Reproduce the listing exactly and skip over any pictures.

<<<<

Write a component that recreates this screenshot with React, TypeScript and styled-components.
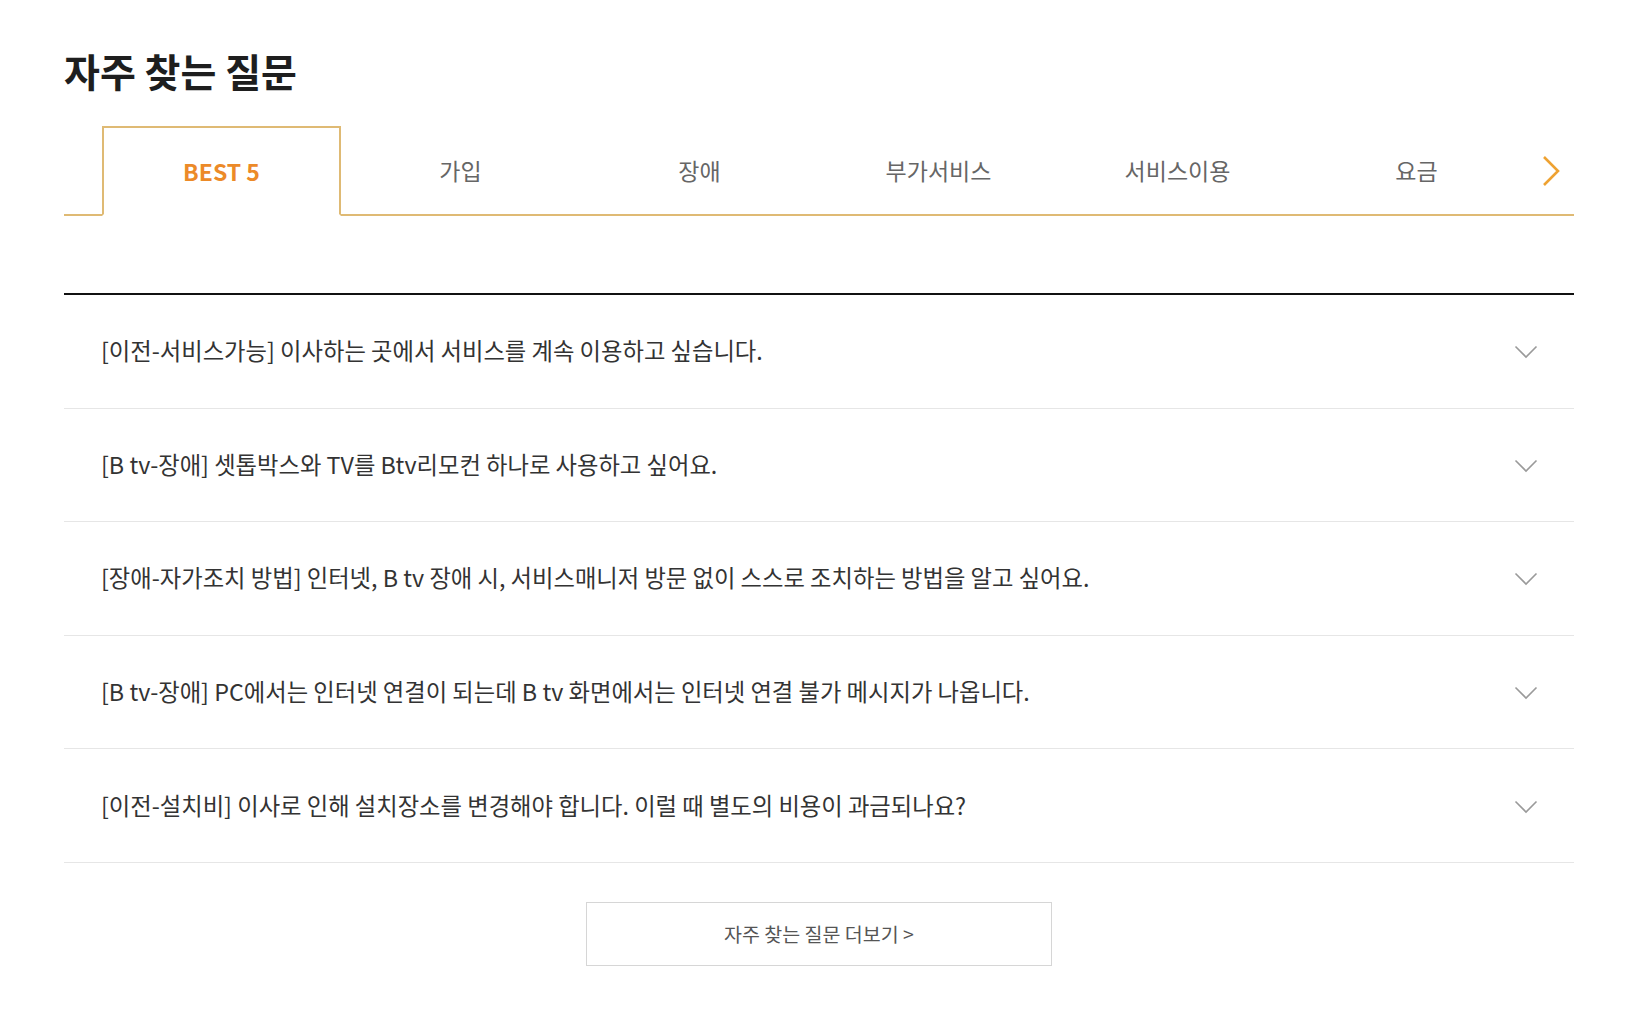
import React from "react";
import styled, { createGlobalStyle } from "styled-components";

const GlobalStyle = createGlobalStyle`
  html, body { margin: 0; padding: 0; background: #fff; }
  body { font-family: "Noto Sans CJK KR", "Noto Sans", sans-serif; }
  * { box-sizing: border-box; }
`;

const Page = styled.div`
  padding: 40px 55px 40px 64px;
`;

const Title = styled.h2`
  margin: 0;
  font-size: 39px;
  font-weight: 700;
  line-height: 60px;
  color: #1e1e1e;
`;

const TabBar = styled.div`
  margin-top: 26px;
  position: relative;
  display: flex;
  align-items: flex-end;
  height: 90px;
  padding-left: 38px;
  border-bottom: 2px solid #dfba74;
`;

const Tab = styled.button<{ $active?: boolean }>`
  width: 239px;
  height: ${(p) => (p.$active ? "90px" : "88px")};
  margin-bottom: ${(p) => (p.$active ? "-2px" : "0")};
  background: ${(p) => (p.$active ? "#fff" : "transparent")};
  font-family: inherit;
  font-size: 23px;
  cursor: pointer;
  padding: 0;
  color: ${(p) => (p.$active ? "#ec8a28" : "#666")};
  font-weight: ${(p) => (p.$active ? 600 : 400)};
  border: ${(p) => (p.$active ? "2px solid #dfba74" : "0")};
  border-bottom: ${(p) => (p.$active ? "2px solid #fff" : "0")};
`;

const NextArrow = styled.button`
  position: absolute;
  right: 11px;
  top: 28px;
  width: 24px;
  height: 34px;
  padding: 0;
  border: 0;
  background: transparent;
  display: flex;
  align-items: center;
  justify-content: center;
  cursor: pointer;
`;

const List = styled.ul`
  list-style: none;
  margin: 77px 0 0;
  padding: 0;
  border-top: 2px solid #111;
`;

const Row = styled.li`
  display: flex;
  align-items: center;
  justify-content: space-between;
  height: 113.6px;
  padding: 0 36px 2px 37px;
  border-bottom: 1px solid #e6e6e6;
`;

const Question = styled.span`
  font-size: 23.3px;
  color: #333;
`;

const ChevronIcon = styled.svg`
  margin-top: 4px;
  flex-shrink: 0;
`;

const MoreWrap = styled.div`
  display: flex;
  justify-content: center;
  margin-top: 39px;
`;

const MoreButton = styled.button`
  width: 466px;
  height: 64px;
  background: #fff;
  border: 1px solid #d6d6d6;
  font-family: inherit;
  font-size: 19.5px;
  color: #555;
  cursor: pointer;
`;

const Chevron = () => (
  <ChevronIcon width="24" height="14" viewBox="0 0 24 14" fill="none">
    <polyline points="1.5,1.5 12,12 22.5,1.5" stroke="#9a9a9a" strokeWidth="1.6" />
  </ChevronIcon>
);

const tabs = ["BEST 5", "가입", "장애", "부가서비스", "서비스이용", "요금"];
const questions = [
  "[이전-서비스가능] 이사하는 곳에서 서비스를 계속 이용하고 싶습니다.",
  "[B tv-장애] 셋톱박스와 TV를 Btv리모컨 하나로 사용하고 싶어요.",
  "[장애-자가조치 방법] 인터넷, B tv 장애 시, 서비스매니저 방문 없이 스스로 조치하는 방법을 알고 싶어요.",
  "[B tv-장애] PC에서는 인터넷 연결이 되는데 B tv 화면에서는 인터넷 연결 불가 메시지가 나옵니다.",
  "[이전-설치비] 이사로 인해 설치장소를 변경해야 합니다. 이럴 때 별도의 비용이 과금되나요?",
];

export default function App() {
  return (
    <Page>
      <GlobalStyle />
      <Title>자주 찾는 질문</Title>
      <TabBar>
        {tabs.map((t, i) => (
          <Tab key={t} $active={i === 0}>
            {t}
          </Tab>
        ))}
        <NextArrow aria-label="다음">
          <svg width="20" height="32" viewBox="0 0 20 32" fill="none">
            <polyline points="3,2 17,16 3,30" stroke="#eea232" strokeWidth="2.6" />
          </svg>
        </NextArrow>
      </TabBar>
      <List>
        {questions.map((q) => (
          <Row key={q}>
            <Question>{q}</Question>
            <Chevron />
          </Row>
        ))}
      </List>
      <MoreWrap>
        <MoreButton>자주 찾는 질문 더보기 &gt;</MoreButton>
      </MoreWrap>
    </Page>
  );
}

>>>>

§ ANSWER
Write a component that recreates this screenshot with React, TypeScript and styled-components.
import React from "react";
import styled, { createGlobalStyle } from "styled-components";

const GlobalStyle = createGlobalStyle`
  html, body { margin: 0; padding: 0; background: #fff; }
  body { font-family: "Noto Sans CJK KR", "Noto Sans", sans-serif; }
  * { box-sizing: border-box; }
`;

const Page = styled.div`
  padding: 40px 55px 40px 64px;
`;

const Title = styled.h2`
  margin: 0;
  font-size: 39px;
  font-weight: 700;
  line-height: 60px;
  color: #1e1e1e;
`;

const TabBar = styled.div`
  margin-top: 26px;
  position: relative;
  display: flex;
  align-items: flex-end;
  height: 90px;
  padding-left: 38px;
  border-bottom: 2px solid #dfba74;
`;

const Tab = styled.button<{ $active?: boolean }>`
  width: 239px;
  height: ${(p) => (p.$active ? "90px" : "88px")};
  margin-bottom: ${(p) => (p.$active ? "-2px" : "0")};
  background: ${(p) => (p.$active ? "#fff" : "transparent")};
  font-family: inherit;
  font-size: 23px;
  cursor: pointer;
  padding: 0;
  color: ${(p) => (p.$active ? "#ec8a28" : "#666")};
  font-weight: ${(p) => (p.$active ? 600 : 400)};
  border: ${(p) => (p.$active ? "2px solid #dfba74" : "0")};
  border-bottom: ${(p) => (p.$active ? "2px solid #fff" : "0")};
`;

const NextArrow = styled.button`
  position: absolute;
  right: 11px;
  top: 28px;
  width: 24px;
  height: 34px;
  padding: 0;
  border: 0;
  background: transparent;
  display: flex;
  align-items: center;
  justify-content: center;
  cursor: pointer;
`;

const List = styled.ul`
  list-style: none;
  margin: 77px 0 0;
  padding: 0;
  border-top: 2px solid #111;
`;

const Row = styled.li`
  display: flex;
  align-items: center;
  justify-content: space-between;
  height: 113.6px;
  padding: 0 36px 2px 37px;
  border-bottom: 1px solid #e6e6e6;
`;

const Question = styled.span`
  font-size: 23.3px;
  color: #333;
`;

const ChevronIcon = styled.svg`
  margin-top: 4px;
  flex-shrink: 0;
`;

const MoreWrap = styled.div`
  display: flex;
  justify-content: center;
  margin-top: 39px;
`;

const MoreButton = styled.button`
  width: 466px;
  height: 64px;
  background: #fff;
  border: 1px solid #d6d6d6;
  font-family: inherit;
  font-size: 19.5px;
  color: #555;
  cursor: pointer;
`;

const Chevron = () => (
  <ChevronIcon width="24" height="14" viewBox="0 0 24 14" fill="none">
    <polyline points="1.5,1.5 12,12 22.5,1.5" stroke="#9a9a9a" strokeWidth="1.6" />
  </ChevronIcon>
);

const tabs = ["BEST 5", "가입", "장애", "부가서비스", "서비스이용", "요금"];
const questions = [
  "[이전-서비스가능] 이사하는 곳에서 서비스를 계속 이용하고 싶습니다.",
  "[B tv-장애] 셋톱박스와 TV를 Btv리모컨 하나로 사용하고 싶어요.",
  "[장애-자가조치 방법] 인터넷, B tv 장애 시, 서비스매니저 방문 없이 스스로 조치하는 방법을 알고 싶어요.",
  "[B tv-장애] PC에서는 인터넷 연결이 되는데 B tv 화면에서는 인터넷 연결 불가 메시지가 나옵니다.",
  "[이전-설치비] 이사로 인해 설치장소를 변경해야 합니다. 이럴 때 별도의 비용이 과금되나요?",
];

export default function App() {
  return (
    <Page>
      <GlobalStyle />
      <Title>자주 찾는 질문</Title>
      <TabBar>
        {tabs.map((t, i) => (
          <Tab key={t} $active={i === 0}>
            {t}
          </Tab>
        ))}
        <NextArrow aria-label="다음">
          <svg width="20" height="32" viewBox="0 0 20 32" fill="none">
            <polyline points="3,2 17,16 3,30" stroke="#eea232" strokeWidth="2.6" />
          </svg>
        </NextArrow>
      </TabBar>
      <List>
        {questions.map((q) => (
          <Row key={q}>
            <Question>{q}</Question>
            <Chevron />
          </Row>
        ))}
      </List>
      <MoreWrap>
        <MoreButton>자주 찾는 질문 더보기 &gt;</MoreButton>
      </MoreWrap>
    </Page>
  );
}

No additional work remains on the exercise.